Aí eu passo por essas noites de calor, ouvindo as músicas que sempre ouvi, olhando a mesma vista cortada pelas grades da minha janela, e peço ao tempo, à primeira estrela, a Deus, que me traga bons motivos, e que essa brisa que vem e me acalma possa estar também em seu rosto... Que traga a sensação de um amor que está acima das coisas mundanas, da cerveja a mais, da palavra ferina, da sacanagem ao pé do ouvido. E que possa entender o sono profundo a que foi submetido, para que não perceba e não sofra a minha saída pela porta a passos leves de manhã.

Ps: Janelas de Marina adota, a partir desse post, as novas regras de ortografia.

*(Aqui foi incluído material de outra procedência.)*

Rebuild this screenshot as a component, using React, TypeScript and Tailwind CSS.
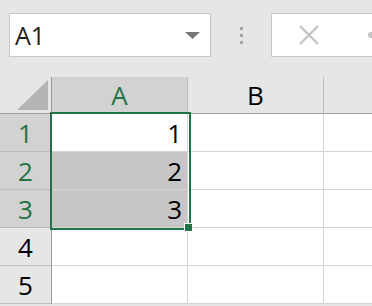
const green = "border-[#217346]";

const RowHead = ({ n, sel }: { n: number; sel: boolean }) => (
  <div
    className={`flex items-center justify-center border-r border-b ${
      sel
        ? "bg-[#d2d2d2] text-[#217346] border-r-[#9b9b9b] border-b-[#bdbdbd]"
        : "bg-[#e6e6e6] text-black border-r-[#9b9b9b] border-b-[#bdbdbd]"
    }`}
  >
    {n}
  </div>
);

const Cell = ({ v, shade }: { v?: string; shade?: boolean }) => (
  <div
    className={`flex items-center justify-end pr-[5px] border-r border-b border-[#d4d4d4] ${
      shade ? "bg-[#c6c6c6]" : "bg-white"
    }`}
  >
    {v}
  </div>
);

export default function App() {
  const rows = [1, 2, 3, 4, 5];
  return (
    <div
      className="w-[372px] h-[306px] overflow-hidden bg-[#e6e6e6] text-[26px] leading-none"
      style={{ fontFamily: '"Open Sans", "Noto Sans", sans-serif' }}
    >
      <div className="h-[77px] flex items-start pt-[13px] pl-[9px]">
        <div className="shrink-0 w-[202px] h-[44px] bg-white border border-[#c6c6c6] flex items-center justify-between pl-[5px] pr-[10px]">
          <span className="text-[25px] text-[#222]">A1</span>
          <svg width="15" height="7" viewBox="0 0 15 7">
            <polygon points="0,0 15,0 7.5,7" fill="#777" />
          </svg>
        </div>
        <div className="shrink-0 w-[60px] h-[44px] flex flex-col items-center justify-center gap-[4px]">
          <div className="w-[3px] h-[3px] bg-[#a6a6a6]" />
          <div className="w-[3px] h-[3px] bg-[#a6a6a6]" />
          <div className="w-[3px] h-[3px] bg-[#a6a6a6]" />
        </div>
        <div className="flex-1 min-w-0 h-[44px] bg-white border border-[#c6c6c6] border-r-0 flex items-center pl-[26px] gap-[48px] overflow-hidden">
          <svg className="shrink-0" width="22" height="20" viewBox="0 0 22 20">
            <path d="M2 1 L20 19 M20 1 L2 19" stroke="#c4c4c4" strokeWidth="2.4" />
          </svg>
          <div className="shrink-0 w-[6px] h-[6px] rounded-full bg-[#c4c4c4]" />
        </div>
      </div>

      <div className="relative grid grid-cols-[52px_136px_136px_1fr] grid-rows-[37px_repeat(5,38px)]">
        <div className="relative bg-[#e6e6e6] border-r border-b border-r-[#9b9b9b] border-b-[#9b9b9b]">
          <svg className="absolute right-[3px] bottom-[3px]" width="31" height="30" viewBox="0 0 31 30">
            <polygon points="31,0 31,30 0,30" fill="#b4b4b4" />
          </svg>
        </div>
        <div className="flex items-center justify-center bg-[#d2d2d2] text-[#217346] border-r border-b border-r-[#bdbdbd] border-b-[#9b9b9b]">
          A
        </div>
        <div className="flex items-center justify-center bg-[#e6e6e6] text-black border-r border-b border-r-[#bdbdbd] border-b-[#9b9b9b]">
          B
        </div>
        <div className="bg-[#e6e6e6] border-b border-b-[#9b9b9b]" />

        {rows.map((r) => (
          <>
            <RowHead key={`h${r}`} n={r} sel={r <= 3} />
            <Cell key={`a${r}`} v={r <= 3 ? String(r) : undefined} shade={r === 2 || r === 3} />
            <Cell key={`b${r}`} />
            <div key={`c${r}`} className="bg-white border-b border-[#d4d4d4]" />
          </>
        ))}

        <div className={`absolute left-[50px] top-[35px] w-[141px] h-[118px] border-[2.5px] ${green}`}>
          <div className="absolute right-[-4px] bottom-[-4px] w-[9px] h-[9px] bg-[#217346] border border-white" />
        </div>
      </div>
    </div>
  );
}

terça-feira, 6 de janeiro de 2009

Strogonoff de salame



- Não tá conseguindo dormir?
- Não... Mas ainda prefiro esse momento a quando acordo, e fico na dúvida sobre minha realidade, tenho que pensar que sim, que tudo isso que me afugenta o sono realmente aconteceu... e aí contabilizo por quantos dias ainda acordarei tendo esse como o meu primeiro pensamento.
- Transmute em poesia. Pense como se fosse poesia, ficção. Leia mais Bukowski, Nelson Rodrigues, Henry Miller... Eles lhe darão ferramentas para atingir a baixeza de que necessita.
- Strogonoff de salame.
- Que nojo.
- É! Algumas coisas são maravilhosas, porém, incompatíveis! E não há solução. Eu adoro salame, adoro strogonoff. Agora imagina um strogonoff de salame, que coisa mais esquisita, não rola. O caminho do salame é a cerveja e o limão, o do strgonoff é o filé mignon!
- Quase poético.
-Quase tudo é sempre quase. Quase perfeito, quase feliz, eu quase gozei. Quase se escapa. Não fosse aquele segundo, não fosse minha audição perfeita, aquelas palavras... Estaria quase tudo em paz.
- Não estaria. Não tem saída. Deu-se por satisfeita em escapar de uma batida numa esquina, mas na próxima uma muito mais certeira a aguarda e lançará a sua cara de encontro ao meio fio. Não tem saída. Todos os caminhos levarão à mesma coisa. A mesma colisão, o mesmo fim.
- Eu sei e me sinto patética por insistir.
- Foi uma escolha.
- Patética.
- Deve ser respeitada.
- Lamentada.
- Respeitada. Não se culpe.
- Sabe por quantos momentos nos últimos tempos eu desejei a invisibilidade?
- Muitos.
- Esse é um. Sinto como nunca minha mortalidade.
- Você vai ter um bom ano, as mudanças que não soube operar em sua própria vida tomaram vontade própria e aconteceram com uma urgência dolorida, mas que passa e você sabe disso.
- Tenho pensado muitas coisas boas pras pessoas que eu gosto. Todas. E às vezes tenho a impressão que todo mundo tem um caminho e só eu que não.
- Você está livre para tomar o caminho que quiser.
- É mais fácil não ter caminho.
- Tô contigo, acredite que será um crescimento incalculável. Procure o silêncio.
- Você pode me dar licença um pouquinho então?


Apaga a luz.
Entra a música na voz de Elis Regina “ Se eu quiser falar com Deus/ Tenho que ficar a sós, tenho que apagar a luz/ Tenho que calar a voz, tenho que encontrar a paz/ Tenho que folgar os nós, dos sapatos, da gravata, dos desejos, dos receios/ Tenho que esquecer a data, tenho que perder a conta/ Tenho que ter mãos vazias, ter a alma e o corpo nus.Se eu quiser falar com Deus/ Tenho que aceitar a dor/ Tenho que comer o pão que o diabo amassou/ Tenho que virar um cão, tenho que lamber o chão dos palácios, dos castelos suntuosos dos meus sonhos/ Tenho que me ver tristonho/ Tenho que me achar medonho/ E apesar do mal tamanho, alegrar meu coração.Se eu quiser falar com Deus/ Tenho que me aventurar, tenho que subir aos céus, sem cordas prá segurar/ Tenho que dizer adeus, dar as contas, caminhar/ Decidido pela estrada, que ao findar não vai dar em nada, nada, nada, nada, nada, do que eu pensava encontrar.